The Role of Randomness in Stability

Stability is a central property in learning and statistics promising the output of an algorithm $\mathcal{A}$ does not change substantially when applied to similar datasets $S$ and $S’$. It is an elementary fact that any sufficiently stable algorithm (e.g. one returning the same result with high probability, satisfying privacy guarantees, etc.) must be randomized. This raises a natural question: can we quantify how much randomness is needed for algorithmic stability? We study the randomness complexity of two influential notions of stability in learning: replicability (which promises $\mathcal{A}$ usually outputs the same result when run over samples from the same distribution), and differential privacy (which promises the output distribution of $\mathcal{A}$ remains similar under neighboring datasets).

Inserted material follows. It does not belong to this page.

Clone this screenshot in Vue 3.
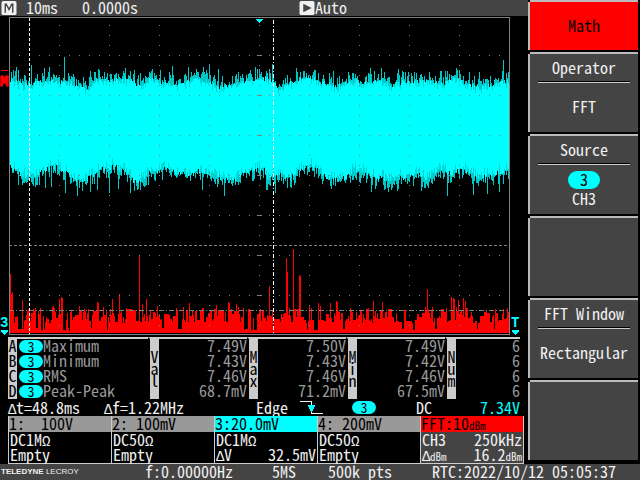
<script setup>
import { h } from 'vue'

// Splits a reading into plain characters, Greek symbols and the small dBm unit.
const Reading = (props) =>
  h('span', { class: 'reading' }, props.text.split(/([ΔΩ]|dBm)/).filter(Boolean).map((part) => {
    if (part === 'dBm') return h('span', { class: 'unit' }, part)
    if (part === 'Δ' || part === 'Ω') return h('span', { class: 'sym' }, part)
    return part
  }))
Reading.props = ['text']

// Deterministic noise so that the trace is the same on each load.
let seed = 20221012
const rand = () => {
  seed = (seed * 1664525 + 1013904223) % 4294967296
  return seed / 4294967296
}

const LEFT = 10
const RIGHT = 509
const interpolate = (points, x) => {
  let i = 0
  while (i < points.length - 2 && points[i + 1][0] < x) i++
  const [x0, y0] = points[i]
  const [x1, y1] = points[i + 1]
  return y0 + ((y1 - y0) * (x - x0)) / (x1 - x0)
}

const upper = [[10, 80], [20, 84], [30, 86], [40, 82], [50, 81], [60, 83], [70, 84], [80, 87], [88, 90], [95, 80], [105, 80], [120, 81], [130, 79], [138, 86], [150, 80], [165, 84], [180, 86], [190, 81], [200, 80], [210, 83], [220, 88], [235, 85], [245, 81], [255, 79], [270, 80], [280, 90], [290, 84], [300, 79], [315, 80], [325, 84], [335, 88], [345, 85], [355, 82], [370, 84], [380, 80], [390, 87], [400, 83], [420, 82], [440, 84], [455, 80], [475, 87], [482, 88], [490, 86], [500, 83], [509, 82]]
const lower = [[10, 167], [20, 174], [30, 177], [45, 170], [57, 165], [65, 172], [78, 181], [90, 177], [100, 169], [113, 167], [125, 172], [135, 182], [143, 179], [150, 171], [165, 169], [180, 173], [190, 175], [200, 171], [210, 174], [220, 178], [235, 178], [245, 171], [255, 170], [263, 167], [267, 178], [280, 173], [290, 178], [300, 171], [305, 165], [315, 168], [325, 176], [337, 180], [347, 177], [355, 171], [365, 173], [375, 178], [390, 179], [405, 177], [415, 173], [425, 177], [440, 170], [450, 174], [460, 169], [470, 172], [480, 178], [490, 175], [500, 172], [509, 169]]
const upperPeaks = { 16: 67, 18: 70, 31: 65, 44: 68, 49: 67, 64: 57, 73: 74, 90: 71, 98: 69, 116: 73, 130: 71, 140: 73, 160: 70, 172: 66, 188: 67, 203: 67, 209: 64, 218: 69, 255: 67, 272: 64, 296: 68, 303: 71, 315: 70, 333: 71, 353: 73, 370: 68, 384: 72, 398: 69, 405: 72, 429: 72, 440: 71, 445: 71, 447: 71, 456: 68, 459: 70, 469: 72, 479: 72, 503: 60, 506: 73 }
const lowerPeaks = { 18: 185, 33: 186, 45: 188, 51: 187, 65: 193, 77: 196, 90: 192, 97: 190, 109: 193, 118: 189, 130: 193, 134: 191, 202: 190, 224: 196, 266: 190, 275: 193, 331: 189, 371: 192, 391: 190, 398: 189, 421: 191, 447: 196, 473: 195, 487: 194, 499: 192 }

let body = ''
let fringe = ''
let shade = ''
for (let x = LEFT; x < RIGHT; x++) {
  const top = Math.round(interpolate(upper, x) + rand() * 5 - 3) - 16
  const bottom = Math.round(interpolate(lower, x) + rand() * 6 - 3) - 16
  body += `M${x} ${top}h1V${bottom}h-1z`
  const up = upperPeaks[x] ? upperPeaks[x] - 16 : Math.round(top - rand() ** 1.6 * 11)
  const down = lowerPeaks[x] ? lowerPeaks[x] - 16 : Math.round(bottom + rand() ** 1.8 * 11)
  fringe += `M${x} ${Math.min(up, top)}h1V${Math.max(down, bottom)}h-1z`
  if (rand() > 0.7) shade += `M${x} ${top}h1v4h-1zM${x} ${bottom - 6}h1v6h-1z`
}

const spectrumPeaks = { 10: 274, 11: 294, 12: 292, 13: 311, 22: 300, 29: 309, 52: 307, 53: 306, 54: 308, 59: 299, 61: 297, 62: 298, 79: 306, 97: 302, 98: 303, 103: 307, 112: 299, 119: 294, 139: 255, 142: 304, 146: 299, 157: 306, 183: 307, 189: 303, 216: 305, 228: 302, 229: 303, 236: 304, 238: 307, 260: 309, 269: 286, 286: 258, 287: 272, 293: 249, 299: 275, 300: 276, 309: 305, 311: 308, 318: 303, 320: 306, 330: 303, 336: 301, 337: 302, 350: 308, 373: 301, 382: 302, 425: 307, 427: 289, 432: 307, 451: 297, 453: 298, 454: 299, 456: 307, 458: 300, 463: 298, 465: 301, 495: 309, 507: 308 }
let spectrum = ''
let level = 12
for (let x = LEFT; x < RIGHT; x++) {
  const r = rand()
  if (r > 0.35) level = r > 0.95 ? 2 + rand() * 3 : 10 + rand() * 15
  const y = (spectrumPeaks[x] ?? 333 - Math.round(level)) - 16
  spectrum += `M${x} ${y}h1V317h-1z`
}

let dots = ''
for (let y = 25; y < 334; y += 10) {
  for (let x = 59; x < 509; x += 50) dots += `M${x} ${y - 16}h1v1h-1z`
}
for (let y = 55; y < 334; y += 40) {
  for (let x = 19; x < 509; x += 10) dots += `M${x} ${y - 16}h1v1h-1z`
  dots += `M257 ${y - 16}h5v1h-5z`
}

const measures = [
  { id: 'A', name: 'Maximum', values: ['7.49V', '7.50V', '7.49V', '6'] },
  { id: 'B', name: 'Minimum', values: ['7.43V', '7.43V', '7.42V', '6'] },
  { id: 'C', name: 'RMS', values: ['7.46V', '7.46V', '7.46V', '6'] },
  { id: 'D', name: 'Peak-Peak', values: ['68.7mV', '71.2mV', '67.5mV', '6'] }
]
const statistics = ['Val', 'Max', 'Min', 'Num']

const channels = [
  { head: '1:  100V', coupling: ['DC1MΩ'], state: ['Empty'] },
  { head: '2: 100mV', coupling: ['DC50Ω'], state: ['Empty'] },
  { head: '3:20.0mV', coupling: ['DC1MΩ'], state: ['ΔV', '32.5mV'], kind: 'active' },
  { head: '4: 200mV', coupling: ['DC50Ω'], state: ['Empty'] },
  { head: 'FFT:10dBm', coupling: ['CH3', '250kHz'], state: ['ΔdBm', '16.2dBm'], kind: 'math' }
]

const menu = [
  { label: 'Operator', value: 'FFT' },
  { label: 'Source', value: 'CH3', badge: '3' },
  {},
  { label: 'FFT Window', value: 'Rectangular' },
  {}
]
</script>

<template>
  <div class="screen">
    <main class="main">
      <header class="topbar">
        <svg class="box" viewBox="0 0 16 16" aria-hidden="true">
          <rect width="16" height="15" rx="2" fill="#f0f0f0" />
          <path d="M4 12.500V3.500h1l3 5.500 3-5.500h1v9" fill="none" stroke="#444" stroke-width="1.500" />
        </svg>
        <span class="timebase">10ms</span>
        <span class="delay">0.0000s</span>
        <span class="mode">
          <svg class="box" viewBox="0 0 16 16" aria-hidden="true">
            <rect width="16" height="15" rx="2" fill="#f0f0f0" />
            <path d="M4 3l9 4.500L4 12z" fill="#444" />
          </svg>
          Auto
        </span>
      </header>

      <svg class="plot" viewBox="0 0 528 320" shape-rendering="crispEdges" role="img" aria-label="Waveform">
        <path :d="fringe" fill="#00c8c8" />
        <path :d="body" fill="#00ffff" />
        <path :d="shade" fill="#00d8d8" />
        <path :d="spectrum" fill="#ff0000" />
        <path :d="dots" fill="#808080" />
        <path d="M9 229.500H509" stroke="#808080" stroke-dasharray="3 2" />
        <path d="M9 294.500H509" stroke="#808080" stroke-dasharray="5 2 1 2" />
        <rect x="9.500" y="1.500" width="500" height="317" fill="none" stroke="#808080" />
        <path d="M29.500 2V318" stroke="#fff" stroke-dasharray="3 2" />
        <path d="M273.500 4V318" stroke="#fff" stroke-dasharray="4 2 1 2" />
        <path d="M256 3h7v1h-1v1h-1v1h-1v1h-1v-1h-1v-1h-1v-1h-1z" fill="#00ffff" />
        <path d="M1 54h7v1h-7z" fill="#ff0000" />
        <text class="mark" x="0" y="70" fill="#ff0000" stroke="#ff0000">M</text>
        <text class="mark" x="0" y="311" fill="#00ffff">3</text>
        <text class="mark" x="511" y="311" fill="#00ffff">T</text>
        <path d="M1 314h7v2h-1v1h-1v1h-1v1h-1v-1h-1v-1h-1v-1h-1z" fill="#00ffff" />
        <path d="M512 314h7v2h-1v1h-1v1h-1v1h-1v-1h-1v-1h-1v-1h-1z" fill="#00ffff" />
      </svg>

      <table class="measures">
        <colgroup>
          <col class="c-id" /><col class="c-name" />
          <template v-for="s in statistics" :key="s">
            <col class="c-stat" /><col :class="s === 'Num' ? 'c-count' : 'c-value'" />
          </template>
        </colgroup>
        <tbody>
          <tr v-for="(m, row) in measures" :key="m.id">
            <th scope="row" class="id">{{ m.id }}</th>
            <td><span class="named"><span class="pill">3</span>{{ m.name }}</span></td>
            <template v-for="(v, i) in m.values" :key="i">
              <th v-if="row === 0" rowspan="4" class="stat">
                <span v-for="c in statistics[i]" :key="c" class="letter">{{ c }}</span>
              </th>
              <td class="value">{{ v }}</td>
            </template>
          </tr>
        </tbody>
      </table>

      <div class="trigger">
        <Reading text="Δt=48.8ms" />
        <Reading text="Δf=1.22MHz" />
        <span>Edge</span>
        <svg class="slope" viewBox="0 0 24 14" shape-rendering="crispEdges" aria-label="Falling edge">
          <path d="M0 .500h11.500V12.500H23" fill="none" stroke="#f0f0f0" />
          <path d="M8 4h7v2h-1v2h-1v2h-1v1h-1v-1h-1v-2h-1v-2h-1z" fill="#00ffff" />
        </svg>
        <span class="pill">3</span>
        <span>DC</span>
        <span class="level">7.34V</span>
      </div>

      <section class="channels">
        <article v-for="c in channels" :key="c.head" class="channel" :class="c.kind">
          <h2><Reading :text="c.head" /></h2>
          <p><Reading v-for="t in c.coupling" :key="t" :text="t" /></p>
          <p><Reading v-for="t in c.state" :key="t" :text="t" /></p>
        </article>
      </section>
    </main>

    <nav class="menu">
      <button type="button" class="key title">Math</button>
      <button v-for="(item, i) in menu" :key="i" type="button" class="key" :aria-label="item.label || 'Unassigned'">
        <template v-if="item.label">
          <span class="label">{{ item.label }}</span>
          <span class="choice">
            <span v-if="item.badge" class="badge">{{ item.badge }}</span>
            <span>{{ item.value }}</span>
          </span>
        </template>
      </button>
    </nav>

    <footer class="status">
      <span class="brand"><b>TELEDYNE</b> LECROY</span>
      <span>f:0.00000Hz</span>
      <span>5MS</span>
      <span>500k pts</span>
      <span>RTC:2022/10/12 05:05:37</span>
    </footer>
  </div>
</template>

<style>
body {
  background: #000;
}
.reading {
  white-space: pre;
}
.reading .sym {
  display: inline-block;
  width: 8px;
  font-family: "Liberation Mono", monospace;
  font-size: 14px;
  line-height: 12px;
}
.reading .unit {
  font-size: 11px;
}
</style>

<style scoped>
.screen {
  display: grid;
  grid-template-columns: minmax(0, 1fr) 112px;
  background: #000;
  color: #f0f0f0;
  font-family: "Noto Sans CJK JP", "Liberation Mono", monospace;
  font-feature-settings: "hwid";
  font-size: 16px;
  font-weight: 400;
  line-height: 14px;
}
.topbar {
  display: flex;
  height: 16px;
  padding-left: 1px;
  background: #444;
}
.box {
  width: 16px;
  height: 16px;
  padding-top: 1px;
  box-sizing: border-box;
}
.timebase {
  margin-left: 9px;
}
.delay {
  margin-left: 24px;
}
.mode {
  display: flex;
  margin-left: 161px;
}
.plot {
  display: block;
  width: 100%;
}
.mark {
  font-family: "Liberation Mono", monospace;
  font-size: 14px;
  font-weight: 700;
}
.measures {
  table-layout: fixed;
  width: calc(100% - 16px);
  margin: 1px 8px 0;
  border-spacing: 0;
  color: #999;
  line-height: 13px;
}
.c-id { width: 9px; }
.c-name { width: 131px; }
.c-stat { width: 11px; }
.c-value { width: 88px; }
.c-count { width: 64px; }
.measures th,
.measures td {
  height: 13px;
  padding: 0 0 2px;
  font-weight: 400;
}
.measures tr:first-child th,
.measures tr:first-child td {
  border-top: 2px solid #ccc;
}
.measures .id {
  background: #ccc;
  color: #000;
}
.measures .stat {
  border-left: 2px solid #000;
  background: #ccc;
  background-clip: padding-box;
  color: #000;
}
.letter {
  display: block;
  line-height: 12px;
}
.named {
  display: flex;
  height: 13px;
  padding-left: 2px;
}
.value {
  text-align: right;
}
.pill {
  width: 24px;
  height: 13px;
  border-radius: 7px;
  background: #0ff;
  color: #000;
  font-size: 14px;
  line-height: 12px;
  text-align: center;
}
.measures .pill {
  margin-top: 1px;
}
.trigger {
  display: grid;
  grid-template-columns: 96fr 152fr 44fr 52fr 64fr 40fr 64fr;
  align-items: center;
  height: 17px;
  padding: 0 8px;
}
.trigger > span:not(.pill) {
  height: 16px;
}
.slope {
  width: 24px;
  height: 14px;
}
.level {
  color: #0ff;
  text-align: right;
}
.channels {
  display: grid;
  grid-template-columns: repeat(5, 1fr);
  margin: 0 4px 0 8px;
  border-right: 1px solid #ccc;
  border-bottom: 1px solid #ccc;
}
.channel {
  border-left: 1px solid #ccc;
}
.channel h2 {
  height: 16px;
  margin: 0;
  background: #999;
  color: #000;
  font-size: 16px;
  font-weight: 400;
}
.channel p {
  display: flex;
  justify-content: space-between;
  height: 15px;
  margin: 0;
  padding: 0 1px;
}
.channel p:last-child {
  padding-bottom: 1px;
}
.active h2 {
  background: #0ff;
}
.math {
  background: #444;
}
.math h2 {
  background: #f00;
}
.menu {
  display: flex;
  flex-direction: column;
  gap: 2px;
  padding: 0 2px 4px 0;
}
.key {
  position: relative;
  display: flex;
  flex-direction: column;
  align-items: center;
  height: 80px;
  padding: 0 8px;
  border: 0 solid #bbb;
  border-width: 2px 0 0 2px;
  background: #444;
  color: inherit;
  font: inherit;
  font-feature-settings: inherit;
}
.key::before {
  content: "";
  position: absolute;
  top: -2px;
  left: -2px;
  width: 2px;
  height: 2px;
  background: #000;
}
.title {
  justify-content: center;
  height: 50px;
  padding-bottom: 2px;
  background: #f00;
  color: #000;
}
.label {
  align-self: stretch;
  padding: 6px 0 7px;
  border-bottom: 1px solid #000;
  box-shadow: 0 1px #ccc;
}
.choice {
  display: flex;
  flex: 1;
  flex-direction: column;
  align-items: center;
  justify-content: center;
  gap: 2px;
  padding-bottom: 2px;
}
.badge {
  width: 32px;
  height: 18px;
  border-radius: 9px;
  background: #0ff;
  color: #000;
  line-height: 16px;
}
.status {
  display: flex;
  grid-column: 1 / -1;
  height: 16px;
  background: #444;
  white-space: pre;
}
.brand {
  width: 145px;
  padding-left: 1px;
  box-sizing: border-box;
  font-family: "Liberation Sans", sans-serif;
  font-size: 8px;
  line-height: 16px;
}
.status span:nth-child(2) { width: 127px; }
.status span:nth-child(3) { width: 56px; }
.status span:nth-child(4) { width: 104px; }
</style>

In particular, building on the ideas of (Dixon, Pavan, Vander Woude, and Vinodchandran ICML 2024) and (Cannone, Su, and Vadhan ITCS 2024), we prove a "weak-to-strong" boosting theorem for stability in these settings: the randomness complexity of a task $\mathcal{M}$ is tightly controlled by the best replication probability of any deterministic algorithm solving $\mathcal{M}$, a parameter known as $\mathcal{M}$’s "global stability" (Chase, Moran, Yehudayoff FOCS 2023). Finally, we use this connection to characterize the randomness complexity of PAC Learning: a class has bounded randomness complexity iff it has finite Littlestone dimension, and moreover scales at worst logarithmically in the excess error of the learner. As a corollary, we resolve a question of (Chase, Chornomaz, Moran, and Yehudayoff STOC 2024) about the error-dependent list-replicability of agnostic learning.